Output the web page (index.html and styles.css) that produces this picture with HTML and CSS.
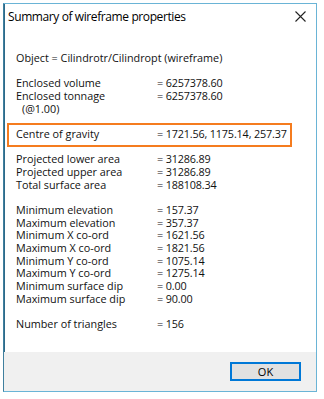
FILE: index.html
```html
<!DOCTYPE html>
<html>
<head>
<meta charset="utf-8">
<link rel="stylesheet" href="styles.css">
</head>
<body>
<div class="window">
  <div class="titlebar">
    <span class="title">Summary of wireframe properties</span>
    <svg class="close" width="11" height="11" viewBox="0 0 11 11"><path d="M0.5 0.5L10.5 10.5M10.5 0.5L0.5 10.5" stroke="#222" stroke-width="1.1" fill="none"/></svg>
  </div>
  <div class="content">
    <div class="line">Object = Cilindrotr/Cilindropt (wireframe)</div>
    <div class="blank"></div>
    <div class="row"><span class="lbl">Enclosed volume</span><span class="val">= 6257378.60</span></div>
    <div class="row"><span class="lbl">Enclosed tonnage</span><span class="val">= 6257378.60</span></div>
    <div class="line indent">(@1.00)</div>
    <div class="blank"></div>
    <div class="row highlight"><span class="lbl">Centre of gravity</span><span class="val">= 1721.56, 1175.14, 257.37</span></div>
    <div class="blank"></div>
    <div class="row"><span class="lbl">Projected lower area</span><span class="val">= 31286.89</span></div>
    <div class="row"><span class="lbl">Projected upper area</span><span class="val">= 31286.89</span></div>
    <div class="row"><span class="lbl">Total surface area</span><span class="val">= 188108.34</span></div>
    <div class="blank"></div>
    <div class="row"><span class="lbl">Minimum elevation</span><span class="val">= 157.37</span></div>
    <div class="row"><span class="lbl">Maximum elevation</span><span class="val">= 357.37</span></div>
    <div class="row"><span class="lbl">Minimum X co-ord</span><span class="val">= 1621.56</span></div>
    <div class="row"><span class="lbl">Maximum X co-ord</span><span class="val">= 1821.56</span></div>
    <div class="row"><span class="lbl">Minimum Y co-ord</span><span class="val">= 1075.14</span></div>
    <div class="row"><span class="lbl">Maximum Y co-ord</span><span class="val">= 1275.14</span></div>
    <div class="row"><span class="lbl">Minimum surface dip</span><span class="val">= 0.00</span></div>
    <div class="row"><span class="lbl">Maximum surface dip</span><span class="val">= 90.00</span></div>
    <div class="blank"></div>
    <div class="row"><span class="lbl">Number of triangles</span><span class="val">= 156</span></div>
  </div>
  <div class="footer">
    <button class="ok">OK</button>
  </div>
</div>
</body>
</html>
```
FILE: styles.css
```css
html, body {
  margin: 0;
  padding: 0;
  background: #ffffff;
}
body {
  padding: 3px 0 0 3px;
  font-family: "Open Sans", "Noto Sans", sans-serif;
  color: #111;
}
.window {
  width: 312px;
  height: 387px;
  border: 1px solid #6ab4d6;
  border-left: 1px solid #3f7f9e;
  box-shadow: inset 1px 0 0 #2d6a8a;
  background: #fff;
  display: flex;
  flex-direction: column;
}
.titlebar {
  height: 26px;
  display: flex;
  align-items: center;
  justify-content: space-between;
  padding: 0 10px 0 4px;
  box-sizing: border-box;
  margin-top: -1px;
}
.title {
  font-size: 12px;
  letter-spacing: -0.4px;
  color: #000;
}
.close {
  display: block;
}
.content {
  padding: 23px 0 0 12px;
  font-size: 10.8px;
  line-height: 12.68px;
  flex: 1;
}
.line, .row {
  height: 12.68px;
  white-space: nowrap;
}
.blank {
  height: 12.68px;
}
.row {
  display: flex;
}
.lbl {
  width: 141px;
  flex: none;
}
.val {
  letter-spacing: -0.15px;
}
.indent {
  padding-left: 6px;
}
.highlight {
  margin: -5px 24px -6.4px -9px;
  height: auto;
  border: 2px solid #f57c1f;
  padding: 3px 0 4.4px 7px;
}
.footer {
  height: 39px;
  background: #f0f0f0;
  display: flex;
  justify-content: flex-end;
  align-items: flex-start;
  padding: 10px 15px 0 0;
  box-sizing: border-box;
}
.ok {
  width: 71px;
  height: 19px;
  margin: 0;
  padding: 0;
  border: 1px solid #0078d7;
  box-shadow: inset 0 0 0 1px #0078d7;
  background: #e1e1e1;
  font-family: "Open Sans", "Noto Sans", sans-serif;
  font-size: 11px;
  color: #000;
}
```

· · · ·

> STATED EXERCISE
Exclude the images and reproduce the remaining data exactly.

> ANSWER TO THIS EXERCISE
Output the web page (index.html and styles.css) that produces this picture with HTML and CSS.
FILE: index.html
```html
<!DOCTYPE html>
<html>
<head>
<meta charset="utf-8">
<link rel="stylesheet" href="styles.css">
</head>
<body>
<div class="window">
  <div class="titlebar">
    <span class="title">Summary of wireframe properties</span>
    <svg class="close" width="11" height="11" viewBox="0 0 11 11"><path d="M0.5 0.5L10.5 10.5M10.5 0.5L0.5 10.5" stroke="#222" stroke-width="1.1" fill="none"/></svg>
  </div>
  <div class="content">
    <div class="line">Object = Cilindrotr/Cilindropt (wireframe)</div>
    <div class="blank"></div>
    <div class="row"><span class="lbl">Enclosed volume</span><span class="val">= 6257378.60</span></div>
    <div class="row"><span class="lbl">Enclosed tonnage</span><span class="val">= 6257378.60</span></div>
    <div class="line indent">(@1.00)</div>
    <div class="blank"></div>
    <div class="row highlight"><span class="lbl">Centre of gravity</span><span class="val">= 1721.56, 1175.14, 257.37</span></div>
    <div class="blank"></div>
    <div class="row"><span class="lbl">Projected lower area</span><span class="val">= 31286.89</span></div>
    <div class="row"><span class="lbl">Projected upper area</span><span class="val">= 31286.89</span></div>
    <div class="row"><span class="lbl">Total surface area</span><span class="val">= 188108.34</span></div>
    <div class="blank"></div>
    <div class="row"><span class="lbl">Minimum elevation</span><span class="val">= 157.37</span></div>
    <div class="row"><span class="lbl">Maximum elevation</span><span class="val">= 357.37</span></div>
    <div class="row"><span class="lbl">Minimum X co-ord</span><span class="val">= 1621.56</span></div>
    <div class="row"><span class="lbl">Maximum X co-ord</span><span class="val">= 1821.56</span></div>
    <div class="row"><span class="lbl">Minimum Y co-ord</span><span class="val">= 1075.14</span></div>
    <div class="row"><span class="lbl">Maximum Y co-ord</span><span class="val">= 1275.14</span></div>
    <div class="row"><span class="lbl">Minimum surface dip</span><span class="val">= 0.00</span></div>
    <div class="row"><span class="lbl">Maximum surface dip</span><span class="val">= 90.00</span></div>
    <div class="blank"></div>
    <div class="row"><span class="lbl">Number of triangles</span><span class="val">= 156</span></div>
  </div>
  <div class="footer">
    <button class="ok">OK</button>
  </div>
</div>
</body>
</html>
```
FILE: styles.css
```css
html, body {
  margin: 0;
  padding: 0;
  background: #ffffff;
}
body {
  padding: 3px 0 0 3px;
  font-family: "Open Sans", "Noto Sans", sans-serif;
  color: #111;
}
.window {
  width: 312px;
  height: 387px;
  border: 1px solid #6ab4d6;
  border-left: 1px solid #3f7f9e;
  box-shadow: inset 1px 0 0 #2d6a8a;
  background: #fff;
  display: flex;
  flex-direction: column;
}
.titlebar {
  height: 26px;
  display: flex;
  align-items: center;
  justify-content: space-between;
  padding: 0 10px 0 4px;
  box-sizing: border-box;
  margin-top: -1px;
}
.title {
  font-size: 12px;
  letter-spacing: -0.4px;
  color: #000;
}
.close {
  display: block;
}
.content {
  padding: 23px 0 0 12px;
  font-size: 10.8px;
  line-height: 12.68px;
  flex: 1;
}
.line, .row {
  height: 12.68px;
  white-space: nowrap;
}
.blank {
  height: 12.68px;
}
.row {
  display: flex;
}
.lbl {
  width: 141px;
  flex: none;
}
.val {
  letter-spacing: -0.15px;
}
.indent {
  padding-left: 6px;
}
.highlight {
  margin: -5px 24px -6.4px -9px;
  height: auto;
  border: 2px solid #f57c1f;
  padding: 3px 0 4.4px 7px;
}
.footer {
  height: 39px;
  background: #f0f0f0;
  display: flex;
  justify-content: flex-end;
  align-items: flex-start;
  padding: 10px 15px 0 0;
  box-sizing: border-box;
}
.ok {
  width: 71px;
  height: 19px;
  margin: 0;
  padding: 0;
  border: 1px solid #0078d7;
  box-shadow: inset 0 0 0 1px #0078d7;
  background: #e1e1e1;
  font-family: "Open Sans", "Noto Sans", sans-serif;
  font-size: 11px;
  color: #000;
}
```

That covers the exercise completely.